# [Data records]
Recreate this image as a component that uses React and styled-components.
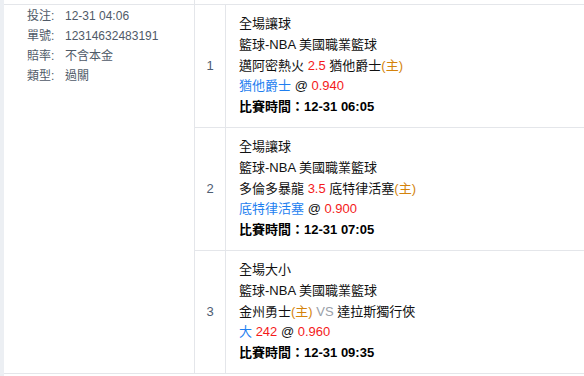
import React from "react";
import styled, { createGlobalStyle } from "styled-components";

const Global = createGlobalStyle`
  html, body { margin: 0; padding: 0; }
  body {
    background: #eceff3;
    font-family: "Liberation Sans", "Noto Sans CJK TC", sans-serif;
  }
`;

const LINE = "#e4e6ea";

const Page = styled.div`
  margin-left: 4px;
  background: #fff;
  min-height: 376px;
`;

const Stub = styled.div`
  display: grid;
  grid-template-columns: 191px 1fr;
  height: 4px;
`;

const StubCell = styled.div`
  border-right: 1px solid ${LINE};
`;

const Table = styled.div`
  display: grid;
  grid-template-columns: 191px 31px 1fr;
  border-top: 1px solid ${LINE};
  border-bottom: 1px solid ${LINE};
`;

const InfoCell = styled.div`
  grid-column: 1;
  grid-row: 1 / span 3;
  box-sizing: border-box;
  border-right: 1px solid ${LINE};
  padding: 1px 0 0 23px;
  font-size: 12px;
  line-height: 20px;
  color: #4f5a68;
`;

const InfoRow = styled.div`
  display: flex;
`;

const InfoLabel = styled.span`
  width: 38px;
  flex: none;
`;

const NumCell = styled.div`
  grid-column: 2;
  box-sizing: border-box;
  border-right: 1px solid ${LINE};
  border-bottom: ${(p) => (p.$last ? "none" : `1px solid ${LINE}`)};
  display: flex;
  align-items: center;
  justify-content: center;
  font-size: 13px;
  color: #4e5d72;
`;

const DetailCell = styled.div`
  grid-column: 3;
  border-bottom: ${(p) => (p.$last ? "none" : `1px solid ${LINE}`)};
  padding: 9px 0 9px 13px;
  font-size: 13px;
  line-height: 20.8px;
  color: #111;
`;

const Line = styled.div`
  white-space: nowrap;
`;

const TimeLine = styled(Line)`
  font-weight: bold;
  color: #000;
`;

const Red = styled.span`
  color: #f41a1a;
`;

const Blue = styled.span`
  color: #1f7ff0;
`;

const Home = styled.span`
  color: #d4830c;
`;

const Vs = styled.span`
  color: #9aa0a8;
`;

const info = [
  ["投注:", "12-31 04:06"],
  ["單號:", "12314632483191"],
  ["賠率:", "不含本金"],
  ["類型:", "過關"],
];

const bets = [
  {
    type: "全場讓球",
    match: (
      <>
        邁阿密熱火 <Red>2.5</Red> 猶他爵士<Home>(主)</Home>
      </>
    ),
    pick: (
      <>
        <Blue>猶他爵士</Blue> @ <Red>0.940</Red>
      </>
    ),
    time: "12-31 06:05",
  },
  {
    type: "全場讓球",
    match: (
      <>
        多倫多暴龍 <Red>3.5</Red> 底特律活塞<Home>(主)</Home>
      </>
    ),
    pick: (
      <>
        <Blue>底特律活塞</Blue> @ <Red>0.900</Red>
      </>
    ),
    time: "12-31 07:05",
  },
  {
    type: "全場大小",
    match: (
      <>
        金州勇士<Home>(主)</Home> <Vs>VS</Vs> 達拉斯獨行俠
      </>
    ),
    pick: (
      <>
        <Blue>大</Blue> <Red>242</Red> @ <Red>0.960</Red>
      </>
    ),
    time: "12-31 09:35",
  },
];

export default function App() {
  return (
    <>
      <Global />
      <Page>
        <Stub>
          <StubCell />
          <div />
        </Stub>
        <Table>
          <InfoCell>
            {info.map(([k, v]) => (
              <InfoRow key={k}>
                <InfoLabel>{k}</InfoLabel>
                <span>{v}</span>
              </InfoRow>
            ))}
          </InfoCell>
          {bets.map((b, i) => {
            const last = i === bets.length - 1;
            return (
              <React.Fragment key={i}>
                <NumCell $last={last} style={{ gridRow: i + 1 }}>
                  {i + 1}
                </NumCell>
                <DetailCell $last={last} style={{ gridRow: i + 1 }}>
                  <Line>{b.type}</Line>
                  <Line>籃球-NBA 美國職業籃球</Line>
                  <Line>{b.match}</Line>
                  <Line>{b.pick}</Line>
                  <TimeLine>比賽時間：{b.time}</TimeLine>
                </DetailCell>
              </React.Fragment>
            );
          })}
        </Table>
      </Page>
    </>
  );
}
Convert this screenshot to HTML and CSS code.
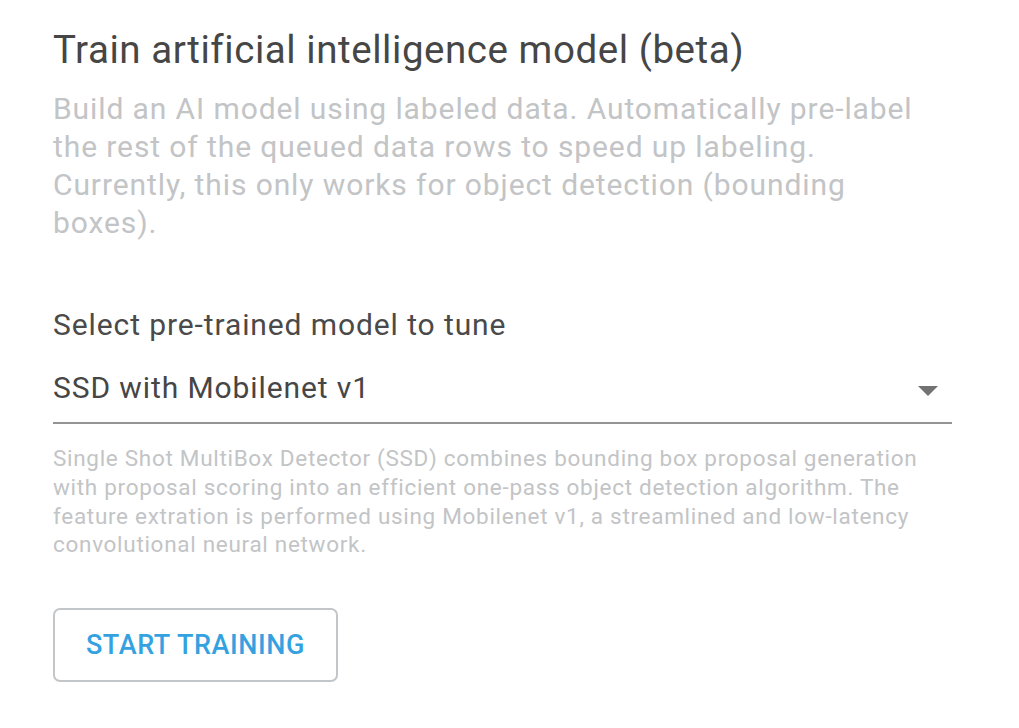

# [What is required]
All of the entries above should be copied exactly, except for the pictures.

# [Right answer]
Recreate this image as a component that uses React and styled-components.
import React from "react";
import styled, { createGlobalStyle } from "styled-components";

const Global = createGlobalStyle`
  html, body { margin: 0; padding: 0; }
  body {
    background: #eceff3;
    font-family: "Liberation Sans", "Noto Sans CJK TC", sans-serif;
  }
`;

const LINE = "#e4e6ea";

const Page = styled.div`
  margin-left: 4px;
  background: #fff;
  min-height: 376px;
`;

const Stub = styled.div`
  display: grid;
  grid-template-columns: 191px 1fr;
  height: 4px;
`;

const StubCell = styled.div`
  border-right: 1px solid ${LINE};
`;

const Table = styled.div`
  display: grid;
  grid-template-columns: 191px 31px 1fr;
  border-top: 1px solid ${LINE};
  border-bottom: 1px solid ${LINE};
`;

const InfoCell = styled.div`
  grid-column: 1;
  grid-row: 1 / span 3;
  box-sizing: border-box;
  border-right: 1px solid ${LINE};
  padding: 1px 0 0 23px;
  font-size: 12px;
  line-height: 20px;
  color: #4f5a68;
`;

const InfoRow = styled.div`
  display: flex;
`;

const InfoLabel = styled.span`
  width: 38px;
  flex: none;
`;

const NumCell = styled.div`
  grid-column: 2;
  box-sizing: border-box;
  border-right: 1px solid ${LINE};
  border-bottom: ${(p) => (p.$last ? "none" : `1px solid ${LINE}`)};
  display: flex;
  align-items: center;
  justify-content: center;
  font-size: 13px;
  color: #4e5d72;
`;

const DetailCell = styled.div`
  grid-column: 3;
  border-bottom: ${(p) => (p.$last ? "none" : `1px solid ${LINE}`)};
  padding: 9px 0 9px 13px;
  font-size: 13px;
  line-height: 20.8px;
  color: #111;
`;

const Line = styled.div`
  white-space: nowrap;
`;

const TimeLine = styled(Line)`
  font-weight: bold;
  color: #000;
`;

const Red = styled.span`
  color: #f41a1a;
`;

const Blue = styled.span`
  color: #1f7ff0;
`;

const Home = styled.span`
  color: #d4830c;
`;

const Vs = styled.span`
  color: #9aa0a8;
`;

const info = [
  ["投注:", "12-31 04:06"],
  ["單號:", "12314632483191"],
  ["賠率:", "不含本金"],
  ["類型:", "過關"],
];

const bets = [
  {
    type: "全場讓球",
    match: (
      <>
        邁阿密熱火 <Red>2.5</Red> 猶他爵士<Home>(主)</Home>
      </>
    ),
    pick: (
      <>
        <Blue>猶他爵士</Blue> @ <Red>0.940</Red>
      </>
    ),
    time: "12-31 06:05",
  },
  {
    type: "全場讓球",
    match: (
      <>
        多倫多暴龍 <Red>3.5</Red> 底特律活塞<Home>(主)</Home>
      </>
    ),
    pick: (
      <>
        <Blue>底特律活塞</Blue> @ <Red>0.900</Red>
      </>
    ),
    time: "12-31 07:05",
  },
  {
    type: "全場大小",
    match: (
      <>
        金州勇士<Home>(主)</Home> <Vs>VS</Vs> 達拉斯獨行俠
      </>
    ),
    pick: (
      <>
        <Blue>大</Blue> <Red>242</Red> @ <Red>0.960</Red>
      </>
    ),
    time: "12-31 09:35",
  },
];

export default function App() {
  return (
    <>
      <Global />
      <Page>
        <Stub>
          <StubCell />
          <div />
        </Stub>
        <Table>
          <InfoCell>
            {info.map(([k, v]) => (
              <InfoRow key={k}>
                <InfoLabel>{k}</InfoLabel>
                <span>{v}</span>
              </InfoRow>
            ))}
          </InfoCell>
          {bets.map((b, i) => {
            const last = i === bets.length - 1;
            return (
              <React.Fragment key={i}>
                <NumCell $last={last} style={{ gridRow: i + 1 }}>
                  {i + 1}
                </NumCell>
                <DetailCell $last={last} style={{ gridRow: i + 1 }}>
                  <Line>{b.type}</Line>
                  <Line>籃球-NBA 美國職業籃球</Line>
                  <Line>{b.match}</Line>
                  <Line>{b.pick}</Line>
                  <TimeLine>比賽時間：{b.time}</TimeLine>
                </DetailCell>
              </React.Fragment>
            );
          })}
        </Table>
      </Page>
    </>
  );
}
Convert this screenshot to HTML and CSS code.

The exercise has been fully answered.